Running a Java program originally required all third-party supporting libraries to be in the class path.

Prior to Java 6 it was necessary for each .jar or .zip archive required to be explicitly named in the class path. Java 6 provides a way around this by allowing directories listed in the class path to end in an asterisk (*), which will be expanded to the names of all files ending in .jar or .JAR within the directory. Such an entry does not however match .zip or .class files within that directory.[1]

[edit] License

See also: Free Java implementations and OpenJDK

Sun Java's proprietary nature gave it a controversial position in the free software community. Because Sun's implementation of Java was not free software, it could not be included in projects that required a free software or GPL-compatible license, such as the OLPC and most Linux distributions.[2][3]

Sun announced in JavaOne 2006 that Java will become open source software. The statement was issued by Sun Software Executive Vice President Rich Green: "It's not a question of whether, it's a question of how, and so we'll go do this."[4]

In July 2006, Sun's CTO Robert Brewin commented that Java would be partially open source by June 2007 but the entire platform would take more time to be fully open source.[5]

On November 13, 2006, Sun announced that its standard edition Java runtime environment would be released under the GPL by March of 2007,[6] and its source code would be available under the GPL. According to Richard Stallman, this would mean an end to the Java trap. Mark Shuttleworth called the initial press announcement "a real milestone for the free software community."[6][7]
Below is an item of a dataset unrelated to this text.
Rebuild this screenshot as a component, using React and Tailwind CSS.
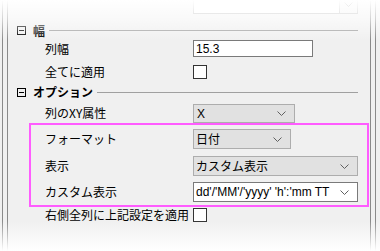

Following on their promise, Sun released the complete source code of the Class library under GPL on May 8, 2007, except some limited parts that were licensed by Sun from 3rd parties who did not want their code to be released under an open-source license.[8] Sun's goal is to replace the parts that remain closed with alternative implementations and make the class library completely open.

[edit] Resource management

While Java does manage memory, it does not manage all resources, such as JDBC database connections; these must be released just as memory would need to be in C++.

Java performs garbage collection, so memory management is automatic, with the intention of making allocation errors such as memory leaks less likely.

Conceptually, Java always allocates objects on the heap. Only the compiler may optimize this to faster stack-based allocation. In this respect Java is less flexible than C++, which allows the programmer to control where objects are allocated. In both languages, values of primitives type are allocated on the stack, and the compiler decides how to use the available registers.

While automatic memory management may limit memory leaks, memory is not the only resource that can be leaked. Other resources such as file handles, database and network connections are still prone to leaking, especially when exceptions are thrown. Java somewhat mitigates this by attempting to ensure the execution of "finalization" methods before garbage collection occurs, without, however guaranteeing any particular order of execution between related resources.

[edit] Language choices

[edit] Primitives vs. objects

Java designers decided not to implement certain features present in other languages (including multiple inheritance, operator overloading, and tuples). Java permits multiple inheritance of interfaces but not of implementations.

Java's primitive types are not objects. Primitive types hold their values in the stack rather than being references to values. Because of this, Java is not considered to be a pure object-oriented programming language and this makes reflection more complicated. The motivation for primitive types being non-object oriented was performance considerations. However, as demonstrated in C Sharp it is possible to allow for value types/primitive types to exhibit OO characteristics such as encapsulation, instance methods and interface implementation without compromising performance at all.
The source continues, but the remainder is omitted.